TULSA, OK, Feb. 14, 2018 (GLOBE NEWSWIRE) — Laredo Petroleum, Inc. (NYSE:LPI) (“Laredo” or the “Company”) today announced that its board of directors has authorized a $200 million share repurchase program. The Company may purchase shares in accordance with applicable securities laws from time to time in open market or privately negotiated transactions. The timing, number and value of shares repurchased under the program will be at the discretion of management and the board of directors and will depend on a number of factors, including market conditions, business conditions, the trading price of the Company’s common stock and the nature of other investment opportunities available to the Company. The authorization extends through February 16, 2020.

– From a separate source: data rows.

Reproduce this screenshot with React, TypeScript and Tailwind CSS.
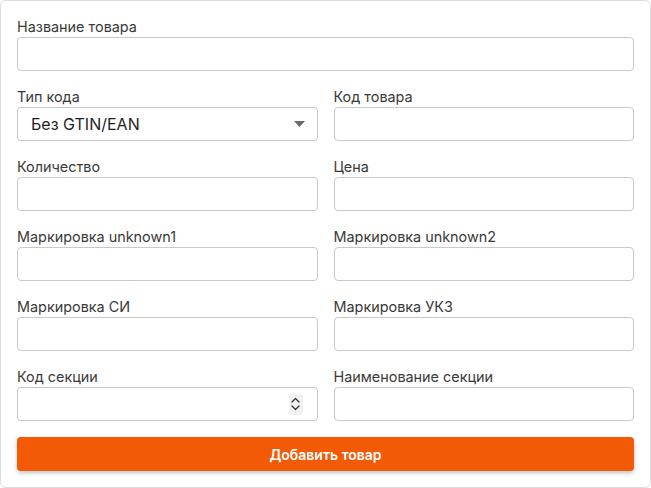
import React from 'react'

function Label({ children }: { children: React.ReactNode }) {
    return <label className="block h-5 text-[14.4px] leading-5 text-[#3a3a3a]">{children}</label>
}

function TextInput() {
    return <div className="h-[34px] rounded-[4px] border border-[#c9c9c9] bg-white" />
}

function Field({ label, children }: { label: string; children?: React.ReactNode }) {
    return (
        <div className="flex flex-col">
            <Label>{label}</Label>
            {children ?? <TextInput />}
        </div>
    )
}

export default function App() {
    return (
        <div className="h-[488px] w-[651px] bg-white" style={{ fontFamily: 'Inter, "Noto Sans", sans-serif' }}>
            <div className="flex h-full w-full flex-col gap-4 rounded-[6px] border border-[#dcdcdc] px-4 pt-4 pb-[15px]">
                <Field label="Название товара" />

                <div className="grid grid-cols-2 gap-x-4 gap-y-4">
                    <Field label="Тип кода">
                        <div className="flex h-[34px] items-center justify-between rounded-[4px] border border-[#c9c9c9] bg-white pr-[12px] pl-[13px]">
                            <span className="text-[16px] text-[#1f1f1f]">Без GTIN/EAN</span>
                            <svg width="11" height="6" viewBox="0 0 11 6">
                                <path d="M0 0H11L5.5 6Z" fill="#6b6b6b" />
                            </svg>
                        </div>
                    </Field>
                    <Field label="Код товара" />
                    <Field label="Количество" />
                    <Field label="Цена" />
                    <Field label="Маркировка unknown1" />
                    <Field label="Маркировка unknown2" />
                    <Field label="Маркировка СИ" />
                    <Field label="Маркировка УКЗ" />
                    <Field label="Код секции">
                        <div className="flex h-[34px] items-center justify-end rounded-[4px] border border-[#c9c9c9] bg-white pr-[14px]">
                            <div className="flex h-[21px] w-[14px] flex-col items-center justify-center gap-[2px] rounded-[3px] bg-[#f1f1f1]">
                                <svg width="9" height="6" viewBox="0 0 9 6">
                                    <path d="M1 5L4.5 1.5L8 5" stroke="#333" strokeWidth="1.3" fill="none" strokeLinecap="round" strokeLinejoin="round" />
                                </svg>
                                <svg width="9" height="6" viewBox="0 0 9 6">
                                    <path d="M1 1L4.5 4.5L8 1" stroke="#333" strokeWidth="1.3" fill="none" strokeLinecap="round" strokeLinejoin="round" />
                                </svg>
                            </div>
                        </div>
                    </Field>
                    <Field label="Наименование секции" />
                </div>

                <button className="h-[34px] w-full rounded-[4px] bg-[#f25a05] text-[14px] font-semibold text-white shadow-[0_2px_4px_rgba(0,0,0,0.25)]">
                    Добавить товар
                </button>
            </div>
        </div>
    )
}
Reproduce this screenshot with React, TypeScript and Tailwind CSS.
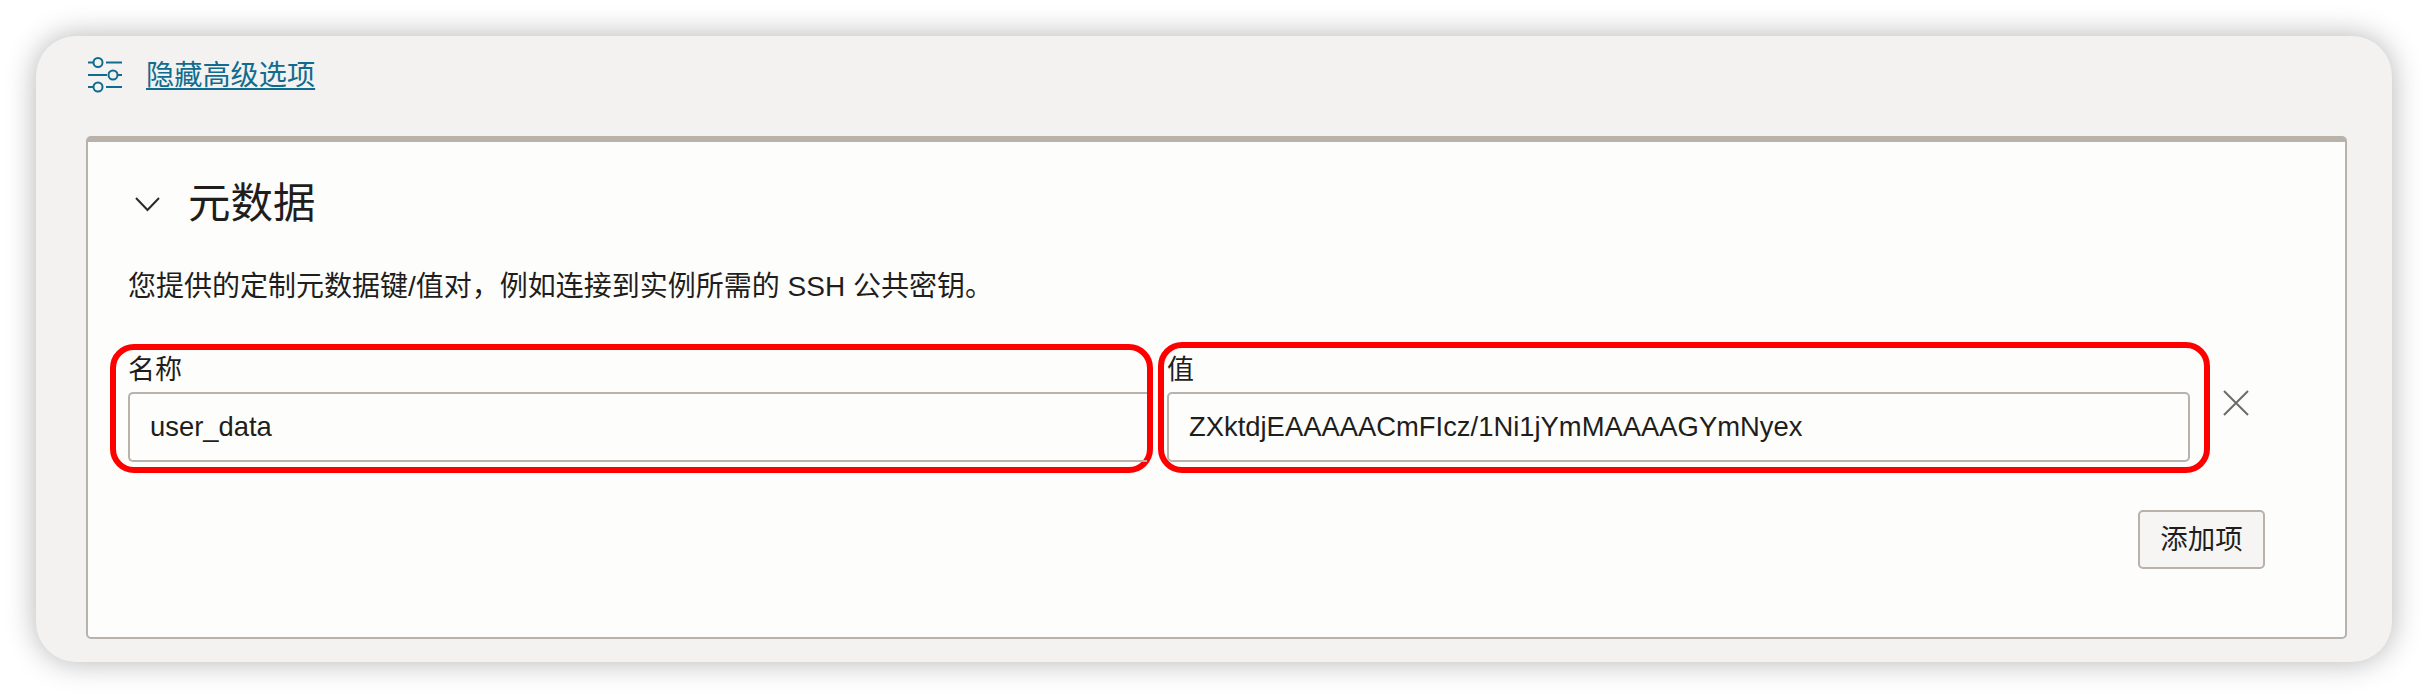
import React from "react";

const font = { fontFamily: '"Liberation Sans", "Noto Sans CJK SC", sans-serif' };

function SlidersIcon() {
  return (
    <svg width="36" height="36" viewBox="0 0 36 36" fill="none" stroke="#0f6c8f" strokeWidth="2">
      <path d="M0 5.5H5" />
      <circle cx="10" cy="5.5" r="4.5" />
      <path d="M18 5.5H34" />
      <path d="M0 18H19" />
      <circle cx="25" cy="18" r="4.5" />
      <path d="M30 18H34" />
      <path d="M0 30H5" />
      <circle cx="10" cy="30" r="4.5" />
      <path d="M18 30H34" />
    </svg>
  );
}

export default function App() {
  return (
    <div className="w-[2428px] h-[698px] bg-white p-[36px] text-[#1f1e1d]" style={font}>
      <div className="h-[626px] rounded-[40px] bg-[#f3f2f1] pt-[21px] pl-[50px] pr-[45px] shadow-[0_0_30px_rgba(0,0,0,0.3)]">
        <div className="flex items-center h-[36px] ml-[2px] mb-[43px] gap-[22px]">
          <SlidersIcon />
          <a className="text-[28.2px] leading-[36px] text-[#0f6c8f] underline underline-offset-[3px] decoration-2">隐藏高级选项</a>
        </div>
        <div className="h-[503px] rounded-[5px] border-2 border-t-[6px] border-[#b8b2ab] bg-[#fdfdfb]">
          <div className="flex items-center h-[56px] mt-[34px] pl-[47px] gap-[28px]">
            <svg width="25" height="15" viewBox="0 0 25 15" fill="none" stroke="#2a2a2a" strokeWidth="2">
              <path d="M1 1L12.5 13L24 1" />
            </svg>
            <h2 className="text-[42.5px] leading-[56px] font-normal">元数据</h2>
          </div>
          <p className="mt-[35px] ml-[40px] text-[28px] leading-[40px]">
            您提供的定制元数据键/值对，例如连接到实例所需的 SSH 公共密钥。
          </p>
          <div className="flex items-end mt-[35px] ml-[22px]">
            <div className="w-[1043px] h-[129px] rounded-[24px] border-[6px] border-[#ff0000] pl-[12px]">
              <label className="block h-[36px] leading-[40px] text-[27px] mb-[6px]">名称</label>
              <input
                readOnly
                value="user_data"
                className="w-full h-[70px] rounded-l-[5px] border-2 border-r-0 border-[#b8b2ab] bg-transparent pl-[20px] text-[27.4px] outline-none"
              />
            </div>
            <div className="w-[1052px] h-[131px] ml-[5px] rounded-[24px] border-[6px] border-[#ff0000] pl-[3px] pr-[14px]">
              <label className="block h-[44px] leading-[44px] text-[27px]">值</label>
              <input
                readOnly
                value="ZXktdjEAAAAACmFIcz/1Ni1jYmMAAAAGYmNyex"
                className="w-full h-[70px] rounded-[5px] border-2 border-[#b8b2ab] bg-transparent pl-[20px] text-[27.4px] outline-none"
              />
            </div>
            <svg className="self-start mt-[48px] ml-[13px]" width="26" height="26" viewBox="0 0 26 26" fill="none" stroke="#6b6b6b" strokeWidth="2">
              <path d="M1 1L25 25M25 1L1 25" />
            </svg>
          </div>
          <div className="flex justify-end mt-[37px] pr-[80px]">
            <button className="w-[127px] h-[59px] rounded-[5px] border-2 border-[#b8b2ab] bg-[#f6f5f4] text-[27.5px]">添加项</button>
          </div>
        </div>
      </div>
    </div>
  );
}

“At current market prices, this program will enable the Company to repurchase approximately 10% of our outstanding shares at, what we believe, is a substantial discount to the true value of the Company,” stated Randy A. Foutch, Chairman and Chief Executive Officer. “Our balance sheet strength after the divestment of our interest in the Medallion-Midland Basin pipeline system offers several avenues to accelerate value recognition for our current shareholders. We believe this repurchase program is the most compelling and accretive avenue at this time.”
Laredo Petroleum, Inc. is an independent energy company with headquarters in Tulsa, Oklahoma. Laredo’s business strategy is focused on the acquisition, exploration and development of oil and natural gas properties, and the transportation of oil and natural gas from such properties, primarily in the Permian Basin in West Texas.
Additional information about Laredo may be found on its website at www.laredopetro.com.
This press release and any oral statements made regarding the subject of this release contain forward-looking statements as defined under Section 27A of the Securities Act of 1933, as amended, and Section 21E of the Securities Exchange Act of 1934, as amended. All statements, other than statements of historical facts, that address activities that Laredo assumes, plans, expects, believes, intends, projects, estimates or anticipates (and other similar expressions) will, should or may occur in the future, including, but not limited to, the share repurchase program, are forward-looking statements. The forward-looking statements are based on management’s current belief, based on currently available information, as to the outcome and timing of future events.
General risks relating to Laredo include, but are not limited to, the decline in prices of oil, natural gas liquids and natural gas and the related impact to financial statements as a result of asset impairments and revisions to reserve estimates, and other factors, including those and other risks described in its Annual Report on Form 10-K for the year ended December 31, 2016, and those set forth from time to time in other filings with the Securities Exchange Commission (“SEC”) including, but not limited to, its Annual Report on Form 10-K for the year ended December 31, 2017, to be filed with the SEC. These documents are available through Laredo’s website at www.laredopetro.com under the tab “Investor Relations” or through the SEC’s Electronic Data Gathering and Analysis Retrieval System at www.sec.gov. Any of these factors could cause Laredo’s actual results and plans to differ materially from those in the forward-looking statements.
Statements in this press release regarding share repurchases that are forward-looking are based on management’s estimates, assumptions and projections, and are subject to significant uncertainties and other factors, many of which are beyond our control. Important risk factors could cause future events to differ materially from those currently estimated by management, including, but not limited to the following:
- Significant disruptions in the equity or debt markets could negatively impact our ability to repurchase shares.
- Share repurchases may be suspended or discontinued by the Company at any time.
Therefore, Laredo can give no assurance that its future results will be as estimated. Laredo does not intend to, and disclaims any obligation to, update or revise any forward-looking statement.